A Turing machine consists of two main parts. Firstly there is a tape divided into small cells, which are numbered in increasing order from $1$. On each cell there is either a $0$ or a $1$. Above this tape here is a head. This head is over one cell at a time, but it can move back and forth between the cells. The head can also read and write on the cell it is over. This machine can then be programmed to solve the same programs as a modern computer.

\includegraphics[scale=0.35]{machine.png}
Figure 1: Image of a Turing machine along with the tape of the first sample.

Gunnar has been practicing programming such Turing machines. The newest program he made starts with the head on cell $i$. The head looks at the number in the current cell. If it is $1$ it writes $0$, but if it is $0$ it writes $1$ over it. Then the head moves to the right. This is repeated until the head is at cell $j$.

As an example, say Gunnar runs the program with $i = 5$ and $j = 7$ on the tape in the image above. The head then starts on cell $5$. The head changes the $0$ to a $1$ and moves to cell $6$. There it changes the $0$ to a $1$ and moves to cell $7$. There it changes the $1$ to a $0$. Then it has arrived at $j = 7$ and stops. Thus the tape will say 1 0 0 1 1 1 0 when the machine is done.

Gunnar quite enjoys this. He has been running his program on different tapes and for different values of $i$ and $j$, which satisfy $1 \leq i \leq j \leq N$ where $N$ is the number of cells on his tape.
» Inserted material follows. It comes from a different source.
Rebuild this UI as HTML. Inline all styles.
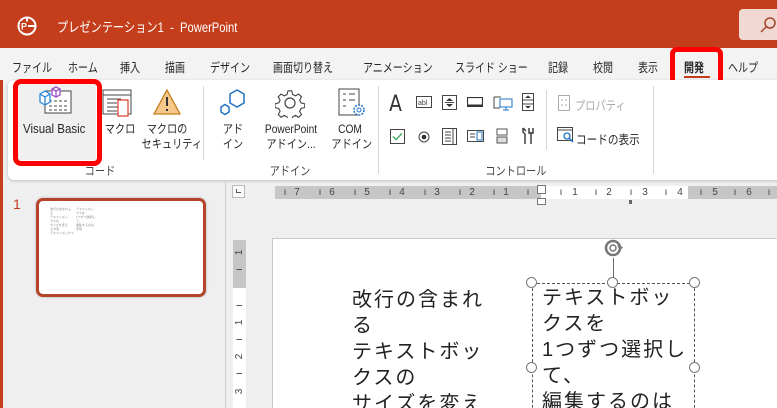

Now he has a tape he finds very interesting and is wondering what the largest possible number of cells containing a $1$ could be after he runs his program, if he chooses $i$ and $j$ optimally.

Input

On the first line there is an integer $N$ denoting the number of cells in the tape. Then there is a line with $N$ numbers, each either $0$ or $1$, which denote the initial contesnts of the cells, ordered from $1$ to $N$.

Output

The output should contain a single line with an integer denoting the highest possible number of cells containing a $1$ after the program is run, if $i$ and $j$ are chosen in the best way possible.

Explanation of Sample Inputs

The tape in the first sample is shown in the image above. It contains $7$ cells. In this sample the highest number of cells that contain a $1$ after the program is run is $6$, when $i = 2$ and $j = 6$ are chosen.

In the second sample all cells already contain the number $1$. But Gunnar must run the program exactly once. If he runs the program with $i = 1$ and $j = 1$ then there are $2$ cells left with the value $1$, and this is the best result possible.

Scoring

The solution will be tested on differently hard input data and the data is divided into groups as shown in the table below. The solution will then be scored according to how many groups are solved.

Group

Points

Constraints

1

25

$ 1 \leq N \leq 100$

2

25

$ 1 \leq N \leq 1\, 000$

3

50

$ 1 \leq N \leq 10^5$

Sample Input 1 Sample Output 1
7
1 0 0 1 0 0 1
6
Sample Input 2 Sample Output 2
3
1 1 1
2